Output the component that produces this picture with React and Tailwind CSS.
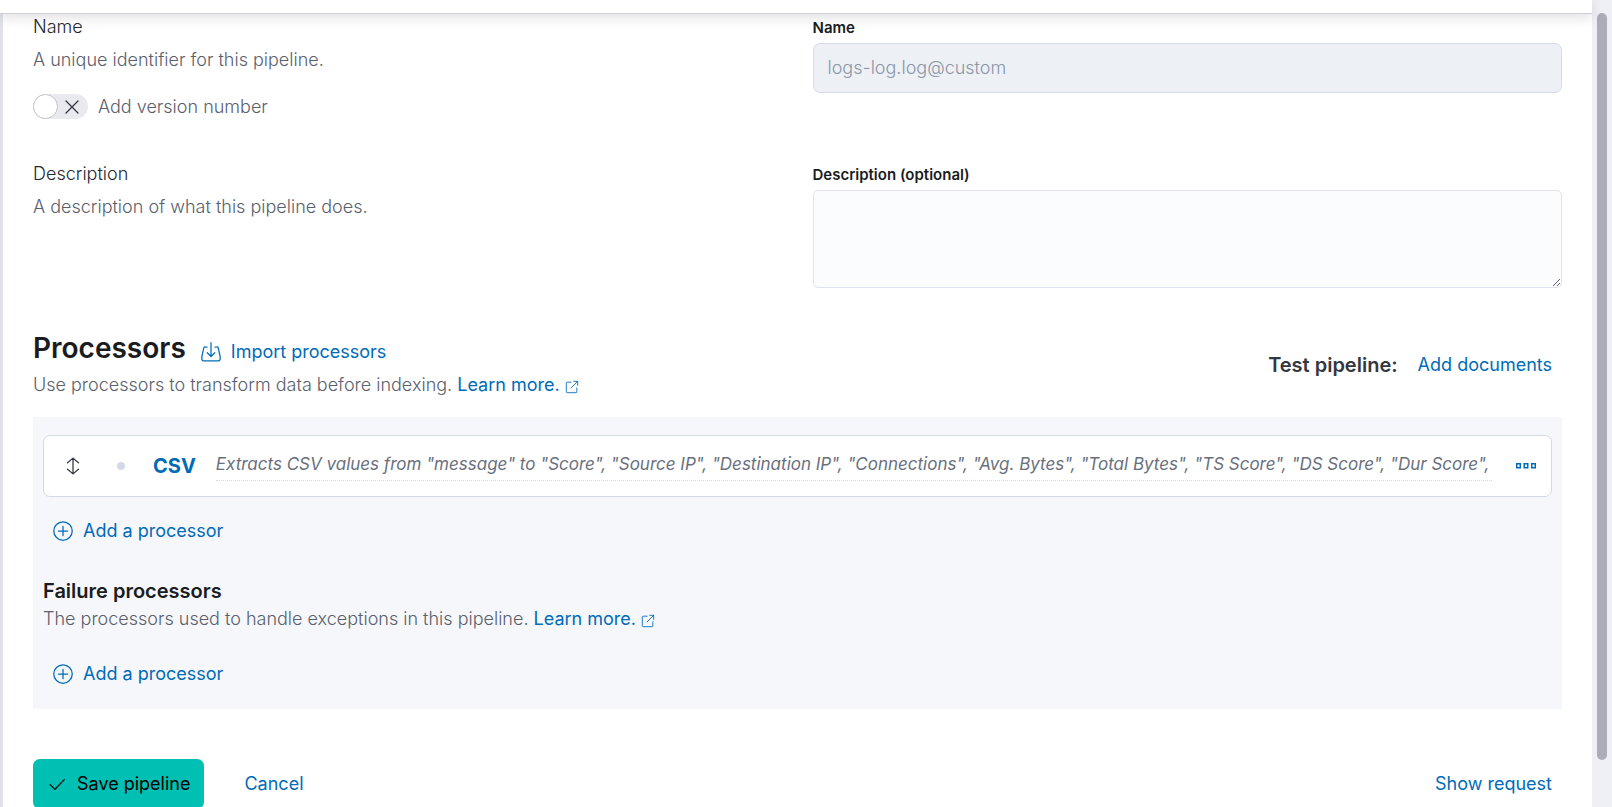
import React, { useState } from 'react';

const LINK = 'text-[#006bb8] hover:underline';

function ImportIcon() {
  return (
    <svg width="20" height="20" viewBox="0 0 16 16" fill="none" stroke="currentColor" strokeLinecap="round" strokeLinejoin="round">
      <path d="M4.8 4H3.200a1 1 0 0 0-1 .8L.7 11.500v2.300a1.200 1.200 0 0 0 1.200 1.200h12.200a1.200 1.200 0 0 0 1.200-1.200v-2.300L13.800 4.800a1 1 0 0 0-1-.8h-1.600" />
      <path d="M8 .5v11M5 8.600l3 3 3-3" />
    </svg>
  );
}

function PopoutIcon() {
  return (
    <svg className="inline align-[-3px]" width="14" height="14" viewBox="0 0 16 16" fill="none" stroke="currentColor" strokeLinecap="round" strokeLinejoin="round">
      <path d="M7 2.500H2.500a1 1 0 0 0-1 1v10a1 1 0 0 0 1 1h10a1 1 0 0 0 1-1V9M10 1.500h4.500V6M14.500 1.500 7 9" />
    </svg>
  );
}

function PlusInCircleIcon() {
  return (
    <svg width="20" height="20" viewBox="0 0 16 16" fill="none" stroke="currentColor" strokeLinecap="round">
      <circle cx="8" cy="8" r="7.400" />
      <path d="M8 4.300v7.400M4.300 8h7.400" />
    </svg>
  );
}

function GrabIcon() {
  return (
    <svg width="20" height="20" viewBox="0 0 16 16" fill="none" stroke="currentColor" strokeLinecap="round" strokeLinejoin="round">
      <path d="M8 1.700v12.600M3.600 5.400 8 1.700l4.400 3.700M3.600 10.600 8 14.300l4.400-3.700" />
    </svg>
  );
}

function BoxesIcon() {
  return (
    <svg width="20" height="20" viewBox="0 0 20 20" fill="none" stroke="currentColor" strokeWidth="1.500">
      <rect x=".75" y="7.750" width="3.500" height="4" />
      <rect x="8.250" y="7.750" width="3.500" height="4" />
      <rect x="15.750" y="7.750" width="3.500" height="4" />
    </svg>
  );
}

function CheckIcon() {
  return (
    <svg width="20" height="20" viewBox="0 0 16 16" fill="none" stroke="currentColor" strokeLinecap="round" strokeLinejoin="round">
      <path d="m2.500 8.500 3.800 3.800L13.800 4.500" />
    </svg>
  );
}

function AddProcessor() {
  return (
    <button type="button" className={`flex items-center gap-[10px] h-10 px-[10px] ${LINK}`}>
      <PlusInCircleIcon />
      Add a processor
    </button>
  );
}

function FormRow({ title, help, children, extra }) {
  return (
    <div className="grid grid-cols-2 gap-[30px]">
      <div>
        <h3 className="leading-[26px] font-light text-[#25282f]">{title}</h3>
        <p className="mt-2 leading-6 font-light">{help}</p>
        {extra}
      </div>
      <div>{children}</div>
    </div>
  );
}

const fields = ['Score', 'Source IP', 'Destination IP', 'Connections', 'Avg. Bytes', 'Total Bytes', 'TS Score', 'DS Score', 'Dur Score'];

export default function App() {
  const [versioned, setVersioned] = useState(false);
  const [description, setDescription] = useState('');

  return (
    <div className="h-screen flex overflow-hidden bg-white font-['Inter',sans-serif] text-lg text-[#5a606d]">
      <div className="flex-1 min-w-0 flex flex-col">
        <header className="h-[14px] shrink-0 relative z-10 bg-white border-b border-[#cdced8] shadow-[0_3px_14px_rgba(0,0,0,0.14)]" />
        <main className="flex-1 min-h-0 overflow-hidden border-l-[3px] border-[#e0e1e9] px-[30px]">
          <FormRow
            title="Name"
            help="A unique identifier for this pipeline."
            extra={
              <label className="mt-[22px] w-fit flex items-center gap-[10px] leading-6 font-light cursor-pointer">
                <input type="checkbox" role="switch" className="peer sr-only" checked={versioned} onChange={(e) => setVersioned(e.target.checked)} />
                <span className="w-[55px] h-[25px] rounded-full bg-[#e9eaef] flex items-center text-[#343741] peer-focus-visible:ring-2">
                  <span className="w-[25px] h-[25px] rounded-full bg-white border border-[#c2c3c6]" />
                  <svg className="ml-[7px]" width="14" height="14" viewBox="0 0 14 14" fill="none" stroke="currentColor" strokeWidth="1.300" strokeLinecap="round">
                    <path d="m1 1 12 12M13 1 1 13" />
                  </svg>
                </span>
                Add version number
              </label>
            }
          >
            <label htmlFor="name" className="block pt-1 leading-5 text-[15px] font-semibold text-[#1a1c21]">Name</label>
            <input id="name" disabled value="logs-log.log@custom" className="mt-[5px] block w-full h-[50px] px-[14px] pb-[2px] rounded-[7px] border border-[#d6dbeb] bg-[#edf0f5] font-light text-[#8b96a8]" />
          </FormRow>

          <div className="mt-[42px]">
            <FormRow title="Description" help="A description of what this pipeline does.">
              <label htmlFor="description" className="block pt-1 leading-5 text-[15px] font-semibold text-[#1a1c21]">Description (optional)</label>
              <textarea id="description" value={description} onChange={(e) => setDescription(e.target.value)} className="mt-[5px] block w-full h-[98px] p-[14px] rounded-[5px] border border-[#dfe3f0] bg-[#fbfcfd] resize-y" />
            </FormRow>
          </div>

          <section className="mt-10 flex items-center justify-between">
            <div>
              <div className="flex items-center gap-[15px]">
                <h2 className="text-[28px] leading-10 font-semibold text-[#1a1c21]">Processors</h2>
                <button type="button" className={`mt-2 flex items-center gap-[10px] ${LINK}`}>
                  <ImportIcon />
                  Import processors
                </button>
              </div>
              <p className="mt-[5px] leading-6 font-light">
                Use processors to transform data before indexing.{' '}
                <a href="#learn" className={`font-normal ${LINK}`}>Learn more. <PopoutIcon /></a>
              </p>
            </div>
            <div className="flex items-center gap-5 pt-1 pr-[10px]">
              <h3 className="text-xl font-semibold text-[#343741]">Test pipeline:</h3>
              <button type="button" className={LINK}>Add documents</button>
            </div>
          </section>

          <section className="mt-5 px-[10px] pt-[18px] pb-[15px] bg-[#f5f7fa]">
            <div className="h-[62px] flex items-center pl-[19px] pr-[15px] rounded-[7px] border border-[#d3dae6] bg-white">
              <button type="button" aria-label="Move this processor" className="text-[#343741]"><GrabIcon /></button>
              <span className="ml-[34px] size-2 rounded-full bg-[#d3dae6]" />
              <a href="#csv" className="ml-7 text-xl font-bold text-[#006bb8]">CSV</a>
              <div className="ml-5 mr-6 flex-1 min-w-0 border-b border-dotted border-[#d3dae6] pb-[3px] text-[17px] leading-[26px] italic whitespace-nowrap text-[#69707d]">
                Extracts CSV values from "message" to {fields.map((f) => `"${f}",`).join(' ')}
              </div>
              <button type="button" aria-label="Show more actions" className="text-[#006bb8]"><BoxesIcon /></button>
            </div>
            <div className="mt-[14px]"><AddProcessor /></div>
            <h3 className="mt-[27px] leading-[26px] text-xl font-semibold text-[#1a1c21]">Failure processors</h3>
            <p className="mt-[3px] leading-6 font-light">
              The processors used to handle exceptions in this pipeline.{' '}
              <a href="#learn-failure" className={`font-normal ${LINK}`}>Learn more. <PopoutIcon /></a>
            </p>
            <div className="mt-[23px]"><AddProcessor /></div>
          </section>

          <div className="mt-[50px] flex items-center">
            <button type="button" className="h-[50px] px-[14px] flex items-center gap-[10px] rounded-[7px] bg-[#00bfb3] text-black">
              <CheckIcon />
              Save pipeline
            </button>
            <button type="button" className={`ml-10 ${LINK}`}>Cancel</button>
            <button type="button" className={`ml-auto mr-[10px] ${LINK}`}>Show request</button>
          </div>
        </main>
      </div>
      <div className="w-5 shrink-0 bg-[#eff0f5] pt-[13px] px-[5px] pb-[47px]">
        <div className="h-full rounded-full bg-[#abaeb9]" />
      </div>
    </div>
  );
}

***

> **Exercise instructions**
Quote, exactly and only, the lines from the first line of the data above through the line containing "const LINK = 'text-[#006bb8]". The pictures do not belong in it.

> **Output of the exercise**
Output the component that produces this picture with React and Tailwind CSS.
import React, { useState } from 'react';

const LINK = 'text-[#006bb8] hover:underline';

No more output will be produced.